Again, too, she is a woman. Like me, like you, she is trying to get it right.

The Masculine Genius. The Feminine Genius.

We all know who Warren Buffett is. His business partner at Berkshire Hathaway is a man named Charlie Munger. Buffett said something very wise that I have applied to my marriage. He said, “Charlie and I disagree on many things, but we never argue.”

That’s gold, there, gentlemen. Gold. Men and women may disagree but we both lose when we argue.

When I first started doing research on how to launch Authentic Masculinity I read two books simultaneously. One was Choose Yourself by James Altucher. The other was Free Range Human by Maryann Cantwell.

A man’s perspective.

A woman’s perspective.

Parallax (if you missed it, see the definition of parallax at the start of this post).

 I benefit.

Call To Action: Write a Personal Mission Statement.

Jerry Maguire moments can be devastating, but life is a force of crushing compromise and those compromises can crush our value to our employers. Most of us start a career with high ideals and then slowly allow our ideals and standards to drop in response to day to day realities. Fight that trend by doing the following:

First, today, right now, write down as quickly as you can why you are in the line of work you are in.

Second, answer these questions and remember the answers are strictly for you, nobody else, so feel free to let yourself go with the answers.

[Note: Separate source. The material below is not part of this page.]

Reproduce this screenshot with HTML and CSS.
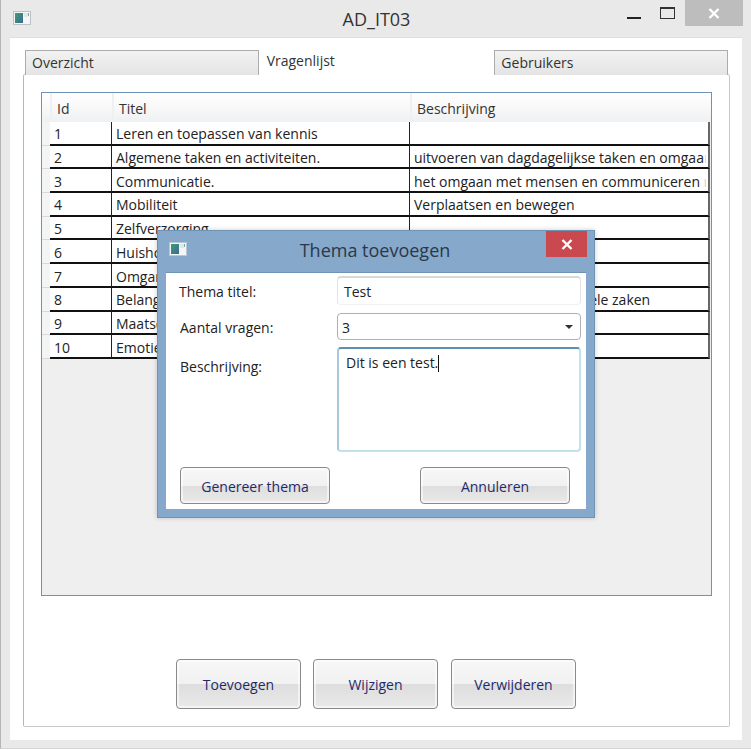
FILE: index.html
```html
<!DOCTYPE html>
<html lang="nl">
<head>
<meta charset="utf-8">
<title>AD_IT03</title>
<link rel="stylesheet" href="styles.css">
</head>
<body>
<svg class="defs" width="0" height="0"><defs><linearGradient id="teal" x1="0" y1="0" x2="1" y2="1"><stop offset="0" stop-color="#3f9a80"/><stop offset="1" stop-color="#3a6c8c"/></linearGradient></defs></svg>
<div class="window">
  <header class="titlebar">
    <svg class="app-icon" width="18" height="14" viewBox="0 0 18 14"><rect x="0.5" y="0.5" width="17" height="13" fill="#f4f6f6" stroke="#bcc2c3"/><rect x="2" y="2" width="8" height="10" fill="url(#teal)"/><rect x="11" y="2" width="4" height="4" fill="#dfe8e8"/><rect x="15" y="2" width="1" height="3" fill="#7fa8a5"/></svg>
    <div class="title">AD_IT03</div>
    <div class="win-controls">
      <span class="win-min"></span>
      <span class="win-max"></span>
      <span class="win-close"><svg width="12" height="11" viewBox="0 0 12 11"><path d="M1.5 1 10.5 10M10.5 1 1.5 10" stroke="#fff" stroke-width="2.4" fill="none"/></svg></span>
    </div>
  </header>
  <main class="client">
    <div class="tabs">
      <div class="tab">Overzicht</div>
      <div class="tab tab-active">Vragenlijst</div>
      <div class="tab">Gebruikers</div>
    </div>
    <section class="panel">
      <div class="grid">
        <div class="row row-head"><div class="rh"></div><div class="hc hc-id">Id</div><div class="hc">Titel</div><div class="hc">Beschrijving</div></div>
        <div class="row"><div class="rh"></div><div class="c">1</div><div class="c">Leren en toepassen van kennis</div><div class="c"></div></div>
        <div class="row"><div class="rh"></div><div class="c">2</div><div class="c">Algemene taken en activiteiten.</div><div class="c">uitvoeren van dagdagelijkse taken en omgaan met stress</div></div>
        <div class="row"><div class="rh"></div><div class="c">3</div><div class="c">Communicatie.</div><div class="c">het omgaan met mensen en communiceren met anderen</div></div>
        <div class="row"><div class="rh"></div><div class="c">4</div><div class="c">Mobiliteit</div><div class="c">Verplaatsen en bewegen</div></div>
        <div class="row"><div class="rh"></div><div class="c">5</div><div class="c">Zelfverzorging</div><div class="c"></div></div>
        <div class="row"><div class="rh"></div><div class="c">6</div><div class="c">Huishouden</div><div class="c"></div></div>
        <div class="row"><div class="rh"></div><div class="c">7</div><div class="c">Omgang met anderen</div><div class="c"></div></div>
        <div class="row"><div class="rh"></div><div class="c">8</div><div class="c">Belangrijke levensgebieden</div><div class="c">Het afhandelen van de enkele zaken</div></div>
        <div class="row"><div class="rh"></div><div class="c">9</div><div class="c">Maatschappelijk leven</div><div class="c"></div></div>
        <div class="row"><div class="rh"></div><div class="c">10</div><div class="c">Emoties</div><div class="c"></div></div>
      </div>
      <div class="actions">
        <button class="btn btn-lg">Toevoegen</button>
        <button class="btn btn-lg">Wijzigen</button>
        <button class="btn btn-lg">Verwijderen</button>
      </div>
    </section>
  </main>
</div>

<div class="dialog">
  <div class="dlg-bar">
    <svg class="dlg-icon" width="18" height="14" viewBox="0 0 18 14"><rect x="0.5" y="0.5" width="17" height="13" fill="#f4f6f6" stroke="#b9c6d4"/><rect x="2" y="2" width="8" height="10" fill="url(#teal)"/><rect x="11" y="2" width="4" height="4" fill="#dfe8e8"/><rect x="15" y="2" width="1" height="3" fill="#7fa8a5"/></svg>
    <div class="dlg-title">Thema toevoegen</div>
    <span class="dlg-close"><svg width="12" height="11" viewBox="0 0 12 11"><path d="M1.5 1 10.5 10M10.5 1 1.5 10" stroke="#fff" stroke-width="2.4" fill="none"/></svg></span>
  </div>
  <div class="dlg-body">
    <div class="form">
      <label class="lbl lbl-first">Thema titel:</label>
      <div class="input input-text">Test</div>
      <label class="lbl lbl-combo">Aantal vragen:</label>
      <div class="input input-combo">3<span class="caret"></span></div>
      <label class="lbl lbl-area">Beschrijving:</label>
      <div class="input input-area">Dit is een test.<span class="cursor"></span></div>
    </div>
    <div class="dlg-actions">
      <button class="btn btn-sm">Genereer thema</button>
      <button class="btn btn-sm">Annuleren</button>
    </div>
  </div>
</div>
</body>
</html>
```
FILE: styles.css
```css
* { box-sizing: border-box; }
html, body { margin: 0; padding: 0; }
body {
  width: 751px;
  height: 750px;
  overflow: hidden;
  position: relative;
  background: #fff;
  font-family: "Open Sans", "Noto Sans", sans-serif;
  font-size: 14px;
  color: #1a1a1a;
}
.defs { position: absolute; }
.window {
  width: 751px;
  height: 749px;
  background: #e9e9e9;
  border-left: 1px solid #b5b5b5;
  border-bottom: 1px solid #d4d4d4;
  display: flex;
  flex-direction: column;
}
.titlebar {
  height: 37px;
  flex: none;
  position: relative;
  display: flex;
  justify-content: center;
}
.app-icon { position: absolute; left: 12px; top: 11px; }
.title {
  font-size: 18px;
  line-height: 24px;
  padding-top: 7px;
  color: #333;
  margin-left: 1px;
}
.win-controls {
  position: absolute;
  right: 8px;
  top: 0;
  display: flex;
  align-items: flex-start;
}
.win-min { width: 14px; height: 2px; background: #222; margin-top: 17px; margin-right: 19px; }
.win-max { width: 15px; height: 12px; border: 1px solid #333; border-top-width: 2px; margin-top: 7px; margin-right: 10px; }
.win-close {
  width: 58px;
  height: 26px;
  background: #bdbdbd;
  display: flex;
  align-items: center;
  justify-content: center;
}
.client {
  flex: 1;
  background: #fff;
  margin: 0 9px 8px 9px;
  padding: 12px 13px 13px 13px;
  display: flex;
  flex-direction: column;
  border-top: 1px solid #dedede;
}
.tabs { display: flex; height: 25px; margin: 0 1px -1px 2px; position: relative; z-index: 1; }
.tab {
  flex: 1 1 0;
  height: 25px;
  padding: 2px 6px 0;
  line-height: 20px;
  background: linear-gradient(#f2f2f2, #e4e4e4);
  border: 1px solid #acacac;
  border-bottom: none;
  color: #333;
}
.tab-active {
  background: #fff;
  border: none;
  height: 26px;
  padding: 1px 8px 0;
  color: #333;
}
.panel {
  flex: 1;
  margin-right: -1px;
  border: 1px solid #c8c8c8;
  border-left-color: #b4b8bc;
  border-radius: 2px;
  padding: 17px 17px 17px 17px;
  display: flex;
  flex-direction: column;
  background: #fff;
}
.grid {
  height: 504px;
  flex: none;
  background: #efefef;
  border: 1px solid #6f93b8;
}
.row {
  display: grid;
  grid-template-columns: 8px 62px 298px 299.5px;
  height: 23.7px;
}
.row-head { height: 29px; background: linear-gradient(#fff, #f8f8f8 50%, #eef0f2); }
.rh { background: #f3f5f5; border-bottom: 1px solid #d8d8d8; }
.row-head .rh { background: transparent; border: none; }
.hc {
  padding: 6px 5px 0;
  line-height: 20px;
  border-left: 2px solid #eef0f2;
  color: #333;
}
.c {
  position: relative;
  background: #fff;
  border-bottom: 2px solid #111;
  border-right: 1.5px solid #222;
  padding: 2.4px 0 0 4px;
  line-height: 20px;
  white-space: nowrap;
  overflow: hidden;
  color: #222;
}
.c:last-child { border-right-color: #666; border-right-width: 2px; }
.c:last-child::after {
  content: "";
  position: absolute;
  right: 0;
  top: 0;
  bottom: 0;
  width: 4px;
  background: linear-gradient(90deg, rgba(255,255,255,.5), #fff 60%);
}
.actions {
  flex: 1;
  display: flex;
  justify-content: center;
  align-items: flex-end;
  gap: 12px;
  margin-left: -1px;
}
.btn {
  font: inherit;
  color: #1f2a6b;
  border: 1px solid #8a8a8a;
  border-radius: 4px;
  background: linear-gradient(#f7f7f7 0, #f1f1f1 50%, #dedede 51%, #e9e9e9 100%);
  box-shadow: inset 0 0 0 2px rgba(255,255,255,.55);
  padding: 0;
}
.btn-lg { width: 125px; height: 50px; padding-top: 1px; }
.btn-lg:last-child { margin-left: 1px; }
.btn-sm { width: 150px; height: 37px; padding-top: 2px; }

.dialog {
  position: absolute;
  left: 157px;
  top: 230px;
  width: 438px;
  height: 288px;
  background: #86a8cb;
  border: 1px solid #6f93b5;
  box-shadow: 0 0 5px rgba(0,0,0,.2);
  display: flex;
  flex-direction: column;
  padding: 0 8px 8px;
}
.dlg-bar {
  height: 41px;
  flex: none;
  position: relative;
  display: flex;
  justify-content: center;
}
.dlg-icon { position: absolute; left: 3px; top: 11px; }
.dlg-title { font-size: 18px; line-height: 24px; padding-top: 7px; color: #29384a; margin-right: 2px; }
.dlg-close {
  position: absolute;
  right: -1px;
  top: 0;
  width: 41px;
  height: 26px;
  background: #c9494e;
  display: flex;
  align-items: center;
  justify-content: center;
}
.dlg-body {
  flex: 1;
  background: #fff;
  border-top: 1px solid #6f93b5;
  padding: 3px 5px 5px 14px;
  display: flex;
  flex-direction: column;
}
.form {
  display: grid;
  grid-template-columns: 157px 244px;
  grid-template-rows: 29px 27px 105px;
  row-gap: 7.5px;
}
.lbl { line-height: 20px; color: #222; }
.lbl-first { padding-top: 6px; margin-left: -1px; }
.lbl-combo { padding-top: 5px; }
.lbl-area { padding-top: 10px; }
.input { border-radius: 4px; background: #fff; color: #222; }
.input-text {
  border: 1px solid #e4e4e4;
  border-top: 2px solid #d8d8d8;
  border-bottom-color: #eef2f5;
  padding: 4px 6px;
  line-height: 20px;
}
.input-combo {
  border: 1px solid #b0b0b0;
  padding: 4px 4px;
  line-height: 20px;
  position: relative;
}
.caret {
  position: absolute;
  right: 7px;
  top: 11px;
  border: 4px solid transparent;
  border-top: 4px solid #333;
  border-bottom: 0;
}
.input-area {
  border: 2px solid #c4e0ec;
  border-top-color: #5f8fb0;
  border-left-color: #a8cbdc;
  padding: 4px 7px 3px;
  line-height: 20px;
}
.cursor { display: inline-block; width: 1px; height: 17px; background: #111; vertical-align: -4px; }
.dlg-actions {
  display: flex;
  gap: 90px;
  margin-top: 15px;
}
```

Why are you doing the work you do now and why did you start some years ago?

How are the reasons different?

How have your reasons changed over the years?

What are your current motivations and what are your current ideals for your own profession?

Finally, after considering the answers to these questions, how has experience and the lessons of your career made you better and how can you bring that sense of being better to the work place to add value? Use that answer to write for yourself a personal mission statement that is your call to action on a daily basis. Use it to serve your management with passion. All of this can help you to re-energize yourself and help you to boost the contributions you bring, as a man, to the work place in which you serve.